SET TASK
Give back, exactly as written, the lines from the beginning of the listing through the one that contains "min-h-screen flex-col overflow-hidden".

⁂

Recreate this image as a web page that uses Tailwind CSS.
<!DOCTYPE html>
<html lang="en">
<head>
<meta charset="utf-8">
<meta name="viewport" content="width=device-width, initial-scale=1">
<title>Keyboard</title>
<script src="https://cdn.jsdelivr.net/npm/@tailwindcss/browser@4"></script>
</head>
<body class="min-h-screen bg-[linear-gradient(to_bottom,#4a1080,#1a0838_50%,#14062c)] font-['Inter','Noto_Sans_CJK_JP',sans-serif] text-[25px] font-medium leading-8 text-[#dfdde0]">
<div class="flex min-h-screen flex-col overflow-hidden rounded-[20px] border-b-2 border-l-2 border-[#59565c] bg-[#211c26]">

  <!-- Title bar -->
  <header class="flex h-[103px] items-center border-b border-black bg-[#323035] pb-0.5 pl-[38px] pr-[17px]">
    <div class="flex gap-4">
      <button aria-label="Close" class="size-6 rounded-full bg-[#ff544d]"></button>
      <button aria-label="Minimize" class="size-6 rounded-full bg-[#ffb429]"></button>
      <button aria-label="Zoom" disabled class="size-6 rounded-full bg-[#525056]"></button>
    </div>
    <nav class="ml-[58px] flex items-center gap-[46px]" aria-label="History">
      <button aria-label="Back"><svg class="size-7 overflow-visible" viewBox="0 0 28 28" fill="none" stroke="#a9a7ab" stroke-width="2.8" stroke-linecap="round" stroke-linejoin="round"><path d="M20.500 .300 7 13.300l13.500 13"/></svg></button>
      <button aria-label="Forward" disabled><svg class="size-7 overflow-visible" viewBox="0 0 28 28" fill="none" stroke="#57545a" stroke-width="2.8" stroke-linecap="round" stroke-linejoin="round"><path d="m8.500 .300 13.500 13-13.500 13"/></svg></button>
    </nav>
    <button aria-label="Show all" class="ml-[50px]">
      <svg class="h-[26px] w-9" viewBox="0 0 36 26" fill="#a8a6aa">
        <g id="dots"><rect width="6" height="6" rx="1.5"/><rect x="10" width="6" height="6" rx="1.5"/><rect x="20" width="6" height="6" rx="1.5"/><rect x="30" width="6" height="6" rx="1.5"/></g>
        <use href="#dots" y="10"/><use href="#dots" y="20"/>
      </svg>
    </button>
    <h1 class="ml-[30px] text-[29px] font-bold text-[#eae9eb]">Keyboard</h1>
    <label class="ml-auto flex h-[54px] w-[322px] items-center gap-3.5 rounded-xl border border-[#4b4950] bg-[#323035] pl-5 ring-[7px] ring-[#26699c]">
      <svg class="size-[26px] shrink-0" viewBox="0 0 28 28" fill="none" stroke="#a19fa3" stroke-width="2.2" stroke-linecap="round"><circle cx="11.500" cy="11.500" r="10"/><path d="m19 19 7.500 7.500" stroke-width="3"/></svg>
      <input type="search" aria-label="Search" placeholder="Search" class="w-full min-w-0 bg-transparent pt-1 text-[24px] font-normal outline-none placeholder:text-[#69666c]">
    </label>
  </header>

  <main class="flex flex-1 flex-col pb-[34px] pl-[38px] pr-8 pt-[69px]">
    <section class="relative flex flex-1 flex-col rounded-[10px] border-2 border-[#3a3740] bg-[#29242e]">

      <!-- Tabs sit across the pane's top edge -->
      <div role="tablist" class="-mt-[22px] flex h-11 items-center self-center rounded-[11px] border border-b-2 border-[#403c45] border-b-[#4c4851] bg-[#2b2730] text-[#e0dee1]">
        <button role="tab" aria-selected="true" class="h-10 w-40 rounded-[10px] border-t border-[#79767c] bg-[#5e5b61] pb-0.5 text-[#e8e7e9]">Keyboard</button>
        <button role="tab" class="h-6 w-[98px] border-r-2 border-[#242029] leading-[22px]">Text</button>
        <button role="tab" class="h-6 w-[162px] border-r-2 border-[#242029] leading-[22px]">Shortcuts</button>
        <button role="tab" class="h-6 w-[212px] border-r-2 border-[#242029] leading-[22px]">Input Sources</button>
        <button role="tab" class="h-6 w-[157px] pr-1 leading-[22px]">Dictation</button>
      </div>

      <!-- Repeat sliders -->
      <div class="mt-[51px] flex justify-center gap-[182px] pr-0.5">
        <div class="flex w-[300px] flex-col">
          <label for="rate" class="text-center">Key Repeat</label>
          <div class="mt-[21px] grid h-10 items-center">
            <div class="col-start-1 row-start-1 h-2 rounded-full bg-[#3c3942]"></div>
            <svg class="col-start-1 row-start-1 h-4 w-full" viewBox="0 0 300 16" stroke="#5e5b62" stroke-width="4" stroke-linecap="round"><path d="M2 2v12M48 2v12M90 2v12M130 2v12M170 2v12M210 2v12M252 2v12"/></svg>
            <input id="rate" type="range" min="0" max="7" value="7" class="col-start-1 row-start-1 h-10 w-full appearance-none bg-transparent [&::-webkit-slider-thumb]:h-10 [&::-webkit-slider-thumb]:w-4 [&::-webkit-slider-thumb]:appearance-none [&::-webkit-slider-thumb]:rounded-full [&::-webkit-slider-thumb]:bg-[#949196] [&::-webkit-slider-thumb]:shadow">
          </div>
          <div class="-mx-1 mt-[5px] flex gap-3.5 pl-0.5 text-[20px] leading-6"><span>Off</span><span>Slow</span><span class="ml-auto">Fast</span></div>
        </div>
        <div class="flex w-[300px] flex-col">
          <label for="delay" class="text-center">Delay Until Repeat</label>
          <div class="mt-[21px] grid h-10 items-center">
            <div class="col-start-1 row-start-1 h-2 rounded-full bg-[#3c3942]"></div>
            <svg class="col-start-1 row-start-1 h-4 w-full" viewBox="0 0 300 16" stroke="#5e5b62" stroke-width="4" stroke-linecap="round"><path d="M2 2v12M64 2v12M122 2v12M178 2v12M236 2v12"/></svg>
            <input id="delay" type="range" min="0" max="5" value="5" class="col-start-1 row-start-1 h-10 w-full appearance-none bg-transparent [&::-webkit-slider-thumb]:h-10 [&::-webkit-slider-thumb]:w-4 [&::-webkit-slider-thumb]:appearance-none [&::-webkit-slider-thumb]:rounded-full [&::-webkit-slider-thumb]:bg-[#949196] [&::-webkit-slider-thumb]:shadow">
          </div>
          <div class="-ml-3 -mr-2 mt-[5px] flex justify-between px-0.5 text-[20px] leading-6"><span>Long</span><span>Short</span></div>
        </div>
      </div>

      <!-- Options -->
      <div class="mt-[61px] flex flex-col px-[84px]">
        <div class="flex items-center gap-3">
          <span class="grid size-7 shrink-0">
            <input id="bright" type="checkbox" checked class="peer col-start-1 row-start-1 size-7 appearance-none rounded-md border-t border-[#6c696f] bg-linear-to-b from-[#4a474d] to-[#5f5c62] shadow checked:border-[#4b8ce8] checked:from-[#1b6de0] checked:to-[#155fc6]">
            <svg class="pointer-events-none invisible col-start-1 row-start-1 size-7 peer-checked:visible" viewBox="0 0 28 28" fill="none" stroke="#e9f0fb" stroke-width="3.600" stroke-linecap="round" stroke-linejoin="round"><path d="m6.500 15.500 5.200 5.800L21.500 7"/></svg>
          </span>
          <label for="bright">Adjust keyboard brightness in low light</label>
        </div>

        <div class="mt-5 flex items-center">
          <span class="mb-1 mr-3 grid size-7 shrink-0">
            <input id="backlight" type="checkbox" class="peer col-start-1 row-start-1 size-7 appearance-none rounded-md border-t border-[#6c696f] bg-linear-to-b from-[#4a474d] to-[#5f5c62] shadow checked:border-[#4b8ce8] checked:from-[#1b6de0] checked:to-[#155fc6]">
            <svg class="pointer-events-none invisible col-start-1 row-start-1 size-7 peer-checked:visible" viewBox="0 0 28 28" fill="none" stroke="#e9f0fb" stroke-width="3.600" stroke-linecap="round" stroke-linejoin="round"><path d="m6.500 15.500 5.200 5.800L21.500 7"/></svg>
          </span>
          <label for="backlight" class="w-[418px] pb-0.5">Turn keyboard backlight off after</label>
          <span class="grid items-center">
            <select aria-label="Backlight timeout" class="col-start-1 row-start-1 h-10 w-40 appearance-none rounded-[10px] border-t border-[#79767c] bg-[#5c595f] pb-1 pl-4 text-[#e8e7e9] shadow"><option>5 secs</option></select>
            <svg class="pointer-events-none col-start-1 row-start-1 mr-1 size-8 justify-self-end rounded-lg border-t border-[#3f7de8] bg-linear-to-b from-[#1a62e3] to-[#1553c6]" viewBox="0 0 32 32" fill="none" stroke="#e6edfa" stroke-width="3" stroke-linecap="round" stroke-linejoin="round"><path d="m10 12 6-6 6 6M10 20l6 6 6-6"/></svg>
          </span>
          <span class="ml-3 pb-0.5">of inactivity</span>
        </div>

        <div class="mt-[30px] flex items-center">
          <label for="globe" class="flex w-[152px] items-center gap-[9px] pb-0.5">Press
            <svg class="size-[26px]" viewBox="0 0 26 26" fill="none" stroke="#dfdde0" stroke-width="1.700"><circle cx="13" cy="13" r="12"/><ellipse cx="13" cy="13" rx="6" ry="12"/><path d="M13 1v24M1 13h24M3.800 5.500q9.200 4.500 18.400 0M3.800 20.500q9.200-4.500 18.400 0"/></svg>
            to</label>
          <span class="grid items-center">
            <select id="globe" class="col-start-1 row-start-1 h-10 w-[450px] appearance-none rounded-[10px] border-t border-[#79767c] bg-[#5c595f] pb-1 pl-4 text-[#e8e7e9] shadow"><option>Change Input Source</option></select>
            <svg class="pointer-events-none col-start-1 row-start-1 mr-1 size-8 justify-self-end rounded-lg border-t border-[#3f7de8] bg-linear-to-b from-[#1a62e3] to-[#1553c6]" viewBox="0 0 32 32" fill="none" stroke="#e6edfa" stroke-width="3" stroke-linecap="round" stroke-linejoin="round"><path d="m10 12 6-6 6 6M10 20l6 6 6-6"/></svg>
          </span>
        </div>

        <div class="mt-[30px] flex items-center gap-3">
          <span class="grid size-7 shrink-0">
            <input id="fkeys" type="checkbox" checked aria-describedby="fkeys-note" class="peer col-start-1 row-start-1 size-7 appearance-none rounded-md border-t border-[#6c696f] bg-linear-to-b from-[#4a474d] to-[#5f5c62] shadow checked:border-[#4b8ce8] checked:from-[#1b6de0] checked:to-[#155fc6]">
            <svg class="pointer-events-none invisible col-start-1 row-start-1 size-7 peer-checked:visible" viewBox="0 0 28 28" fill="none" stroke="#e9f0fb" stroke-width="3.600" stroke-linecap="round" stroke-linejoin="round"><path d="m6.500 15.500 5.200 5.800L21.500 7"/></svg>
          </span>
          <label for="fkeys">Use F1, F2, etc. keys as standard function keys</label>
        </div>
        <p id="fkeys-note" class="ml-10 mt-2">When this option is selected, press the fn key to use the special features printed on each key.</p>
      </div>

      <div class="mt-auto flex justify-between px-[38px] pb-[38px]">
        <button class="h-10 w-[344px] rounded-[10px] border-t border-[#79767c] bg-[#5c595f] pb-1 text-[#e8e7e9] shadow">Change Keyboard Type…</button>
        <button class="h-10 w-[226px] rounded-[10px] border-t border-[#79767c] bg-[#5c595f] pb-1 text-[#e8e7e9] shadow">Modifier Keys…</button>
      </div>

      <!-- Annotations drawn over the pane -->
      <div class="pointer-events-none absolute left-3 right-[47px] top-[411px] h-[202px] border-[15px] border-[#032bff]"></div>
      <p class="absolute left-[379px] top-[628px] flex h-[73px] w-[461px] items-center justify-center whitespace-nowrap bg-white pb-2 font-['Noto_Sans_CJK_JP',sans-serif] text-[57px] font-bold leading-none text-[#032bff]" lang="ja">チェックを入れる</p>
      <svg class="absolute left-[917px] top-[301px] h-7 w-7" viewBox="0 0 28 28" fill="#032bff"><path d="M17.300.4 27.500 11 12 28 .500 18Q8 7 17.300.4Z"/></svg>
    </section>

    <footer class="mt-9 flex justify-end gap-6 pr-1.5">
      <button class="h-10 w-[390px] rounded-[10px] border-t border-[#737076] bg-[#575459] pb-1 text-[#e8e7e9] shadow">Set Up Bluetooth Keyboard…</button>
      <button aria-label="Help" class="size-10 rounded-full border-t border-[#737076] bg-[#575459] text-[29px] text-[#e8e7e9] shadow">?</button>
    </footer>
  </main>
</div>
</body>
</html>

⁂

RESULT FOR THIS EXERCISE
Recreate this image as a web page that uses Tailwind CSS.
<!DOCTYPE html>
<html lang="en">
<head>
<meta charset="utf-8">
<meta name="viewport" content="width=device-width, initial-scale=1">
<title>Keyboard</title>
<script src="https://cdn.jsdelivr.net/npm/@tailwindcss/browser@4"></script>
</head>
<body class="min-h-screen bg-[linear-gradient(to_bottom,#4a1080,#1a0838_50%,#14062c)] font-['Inter','Noto_Sans_CJK_JP',sans-serif] text-[25px] font-medium leading-8 text-[#dfdde0]">
<div class="flex min-h-screen flex-col overflow-hidden rounded-[20px] border-b-2 border-l-2 border-[#59565c] bg-[#211c26]">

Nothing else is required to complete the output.